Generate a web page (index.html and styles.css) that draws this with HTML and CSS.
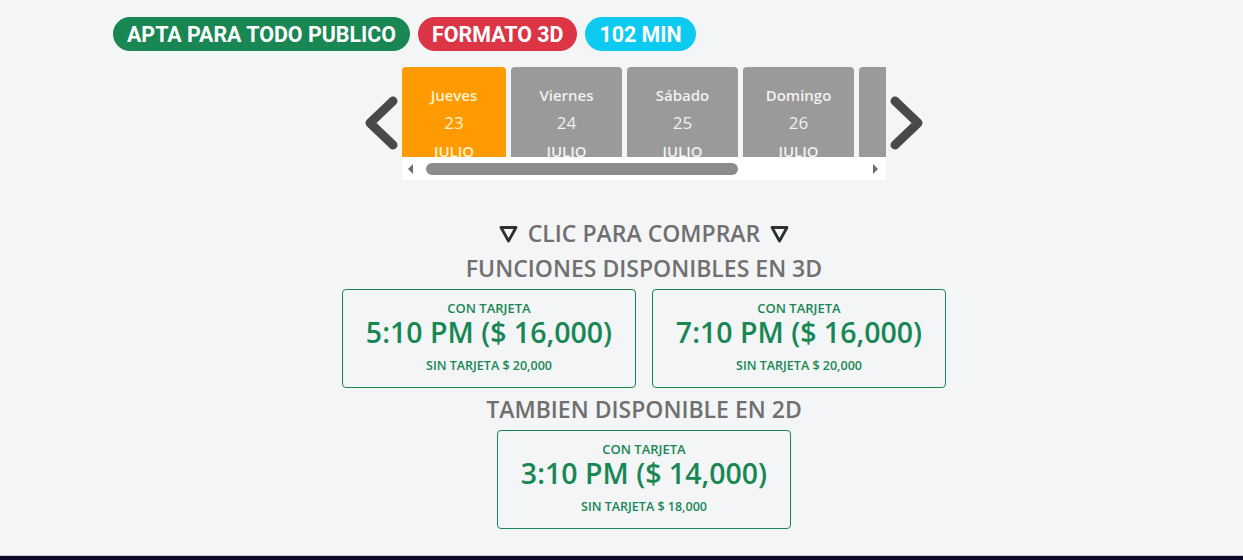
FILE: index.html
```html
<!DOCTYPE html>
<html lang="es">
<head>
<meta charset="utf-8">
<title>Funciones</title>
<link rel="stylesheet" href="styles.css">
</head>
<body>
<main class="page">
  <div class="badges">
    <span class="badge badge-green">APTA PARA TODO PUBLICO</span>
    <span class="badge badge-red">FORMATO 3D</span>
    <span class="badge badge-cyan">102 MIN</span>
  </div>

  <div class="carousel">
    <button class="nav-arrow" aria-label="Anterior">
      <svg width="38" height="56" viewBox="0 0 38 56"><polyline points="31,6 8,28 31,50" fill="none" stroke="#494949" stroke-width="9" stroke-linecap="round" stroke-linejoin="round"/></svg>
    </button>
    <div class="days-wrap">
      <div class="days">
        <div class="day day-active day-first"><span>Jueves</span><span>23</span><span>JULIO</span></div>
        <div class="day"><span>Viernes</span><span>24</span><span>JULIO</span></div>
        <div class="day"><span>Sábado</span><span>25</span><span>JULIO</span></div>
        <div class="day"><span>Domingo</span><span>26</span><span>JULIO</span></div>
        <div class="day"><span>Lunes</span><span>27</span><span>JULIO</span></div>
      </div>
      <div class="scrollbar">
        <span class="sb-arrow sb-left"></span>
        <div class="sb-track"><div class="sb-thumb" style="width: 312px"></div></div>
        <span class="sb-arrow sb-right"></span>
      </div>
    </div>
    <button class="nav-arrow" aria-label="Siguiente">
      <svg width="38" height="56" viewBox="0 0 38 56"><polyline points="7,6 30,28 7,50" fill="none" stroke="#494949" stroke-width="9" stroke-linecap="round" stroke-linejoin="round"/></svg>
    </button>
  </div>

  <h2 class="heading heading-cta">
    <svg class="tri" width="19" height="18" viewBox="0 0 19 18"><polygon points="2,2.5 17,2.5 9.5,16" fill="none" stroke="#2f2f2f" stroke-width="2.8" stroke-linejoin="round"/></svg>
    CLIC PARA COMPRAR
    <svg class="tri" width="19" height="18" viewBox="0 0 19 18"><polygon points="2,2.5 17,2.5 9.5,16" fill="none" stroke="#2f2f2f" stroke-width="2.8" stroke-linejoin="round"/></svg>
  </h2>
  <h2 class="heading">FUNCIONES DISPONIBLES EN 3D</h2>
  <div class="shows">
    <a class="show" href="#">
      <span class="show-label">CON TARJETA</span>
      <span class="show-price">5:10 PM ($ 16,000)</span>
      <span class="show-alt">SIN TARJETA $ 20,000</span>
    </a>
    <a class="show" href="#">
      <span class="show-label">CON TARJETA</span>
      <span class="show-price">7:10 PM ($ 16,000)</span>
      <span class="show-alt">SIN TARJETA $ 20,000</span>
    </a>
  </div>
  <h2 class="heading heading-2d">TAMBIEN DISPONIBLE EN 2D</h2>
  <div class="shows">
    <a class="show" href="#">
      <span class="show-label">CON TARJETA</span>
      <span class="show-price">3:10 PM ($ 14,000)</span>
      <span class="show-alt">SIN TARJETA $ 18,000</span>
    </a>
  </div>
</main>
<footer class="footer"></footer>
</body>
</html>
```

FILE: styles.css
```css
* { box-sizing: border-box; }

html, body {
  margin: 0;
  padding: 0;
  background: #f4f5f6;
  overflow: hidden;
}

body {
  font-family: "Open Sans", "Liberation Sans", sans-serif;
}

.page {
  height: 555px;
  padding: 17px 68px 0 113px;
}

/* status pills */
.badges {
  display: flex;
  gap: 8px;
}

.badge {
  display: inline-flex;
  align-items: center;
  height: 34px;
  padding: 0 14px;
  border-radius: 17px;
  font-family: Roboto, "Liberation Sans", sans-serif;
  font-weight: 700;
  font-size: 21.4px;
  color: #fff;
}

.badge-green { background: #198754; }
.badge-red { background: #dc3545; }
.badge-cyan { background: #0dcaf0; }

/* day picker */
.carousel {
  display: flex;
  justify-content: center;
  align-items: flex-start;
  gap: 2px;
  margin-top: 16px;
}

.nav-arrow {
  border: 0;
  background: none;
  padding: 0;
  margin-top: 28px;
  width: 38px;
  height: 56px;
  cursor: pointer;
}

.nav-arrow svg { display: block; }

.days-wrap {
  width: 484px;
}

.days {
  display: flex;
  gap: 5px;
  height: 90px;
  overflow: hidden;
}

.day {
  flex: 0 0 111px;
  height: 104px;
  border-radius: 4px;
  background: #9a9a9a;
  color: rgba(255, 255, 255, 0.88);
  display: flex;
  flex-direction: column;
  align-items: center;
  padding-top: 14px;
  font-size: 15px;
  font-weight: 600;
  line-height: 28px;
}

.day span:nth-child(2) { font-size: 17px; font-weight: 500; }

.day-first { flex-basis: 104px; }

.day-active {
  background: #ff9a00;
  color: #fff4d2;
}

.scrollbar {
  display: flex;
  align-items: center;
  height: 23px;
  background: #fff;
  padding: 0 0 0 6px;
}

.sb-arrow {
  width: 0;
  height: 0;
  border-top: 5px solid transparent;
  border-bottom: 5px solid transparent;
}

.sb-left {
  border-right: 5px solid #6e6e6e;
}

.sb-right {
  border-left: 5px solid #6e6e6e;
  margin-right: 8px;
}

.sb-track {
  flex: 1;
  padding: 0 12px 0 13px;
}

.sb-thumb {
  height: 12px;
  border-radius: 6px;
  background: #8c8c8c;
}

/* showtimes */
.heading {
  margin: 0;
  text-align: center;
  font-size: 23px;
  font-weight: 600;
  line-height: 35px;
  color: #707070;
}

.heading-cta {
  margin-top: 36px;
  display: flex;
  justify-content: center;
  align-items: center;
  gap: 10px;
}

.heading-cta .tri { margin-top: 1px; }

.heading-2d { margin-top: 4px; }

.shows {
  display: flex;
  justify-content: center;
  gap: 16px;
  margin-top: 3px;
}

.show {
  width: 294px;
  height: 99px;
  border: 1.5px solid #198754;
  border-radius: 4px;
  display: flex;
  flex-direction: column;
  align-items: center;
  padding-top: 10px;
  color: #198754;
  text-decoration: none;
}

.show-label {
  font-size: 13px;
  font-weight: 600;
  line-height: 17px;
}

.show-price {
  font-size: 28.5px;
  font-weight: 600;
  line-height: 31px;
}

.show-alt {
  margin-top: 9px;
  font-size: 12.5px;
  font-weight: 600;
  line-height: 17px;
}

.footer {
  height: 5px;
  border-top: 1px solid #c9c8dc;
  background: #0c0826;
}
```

▬▬▬▬▬▬▬▬▬▬

## Task to complete
In the listing, find every line containing the word "styles" and list it.

## Solution for this problem
Generate a web page (index.html and styles.css) that draws this with HTML and CSS.
<link rel="stylesheet" href="styles.css">
FILE: styles.css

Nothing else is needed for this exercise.